In CPython, the “garbage collector” is only used for objects which hold references to other objects (and then only to break circular references). The reference counting takes care of deallocating an object once its reference count goes to zero.

In the above case, the intermediate results only live on the stack and have a ref count of 1, so after a method is run, the original string object is deallocated. Leaving interning and small string caching aside, this will result in O(N) memory use, not O(N*M).

Things are different in implementations which use true garbage collection, e.g. Jython.

I could try the full analysis of the sequence of transformations in the original post, or figure out a nastier one, but I’ll leave that as homework :slight_smile:

Because the string after each transformation is of a different, large size, O(MxN) applies as worst case scenario.

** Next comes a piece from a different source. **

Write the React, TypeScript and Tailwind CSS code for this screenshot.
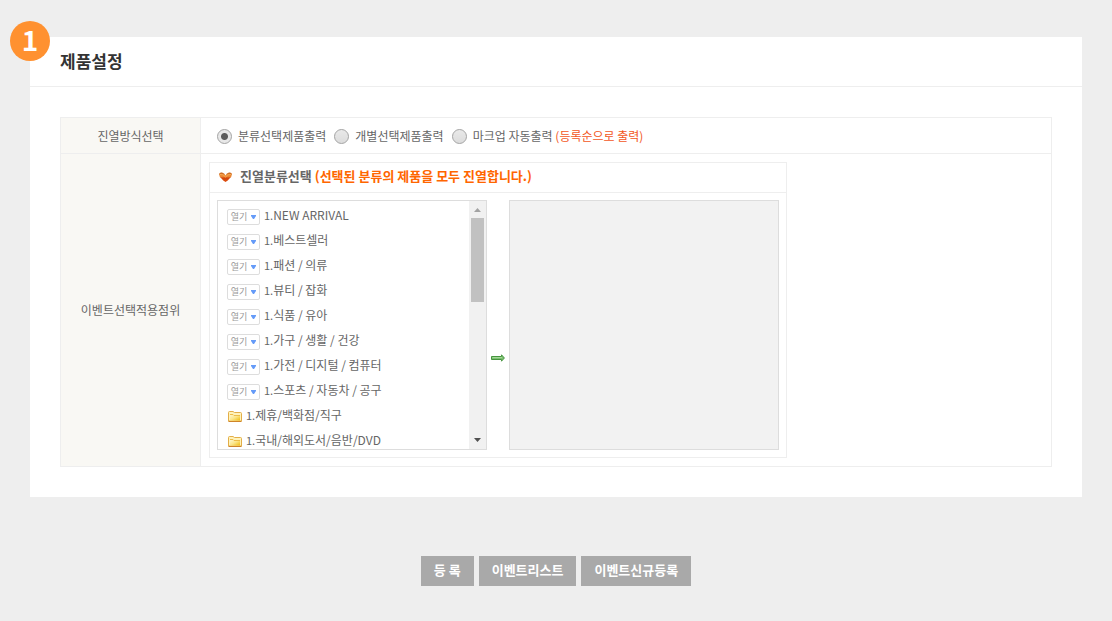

Remember that because reference-counting cannot reclaim the string being transformed until the method finishes, there’s O(2xN) minimum on each transformation. Then, a method’s internals can easily fragment already freed blocks so there are no blocks of size O(N) available.

The memory fragmentation that happens is normal, and OK for small strings. For very large strings the sequence of transformations will bring O(XxN) memory into the pool for a single line of code, and I claim that it’s ~ O(MxN) for the worst case scenario.

It depends on what you call “memory use”. If unallocated, but currently still reserved memory managed by pymalloc or, for larger strings, the system’s malloc, counts as “memory in use”, you do have O(N*M) memory use. However, that’s not what you normally use as a metric for an algorithm.

If you want fast and memory efficient in-place manipulation of strings, you’re probably better off with an implementation that mimics string methods on a tree structure (such as ropes or other balanced trees). Python’s string objects are immutable, which has many advantages for their use by the language, e.g. a non-changing hash values, sharing, efficient reuse, interning, etc.

It’s the totally malloced memory what produces the problems.

And algorithms are involved. That’s why the post is titled as it is.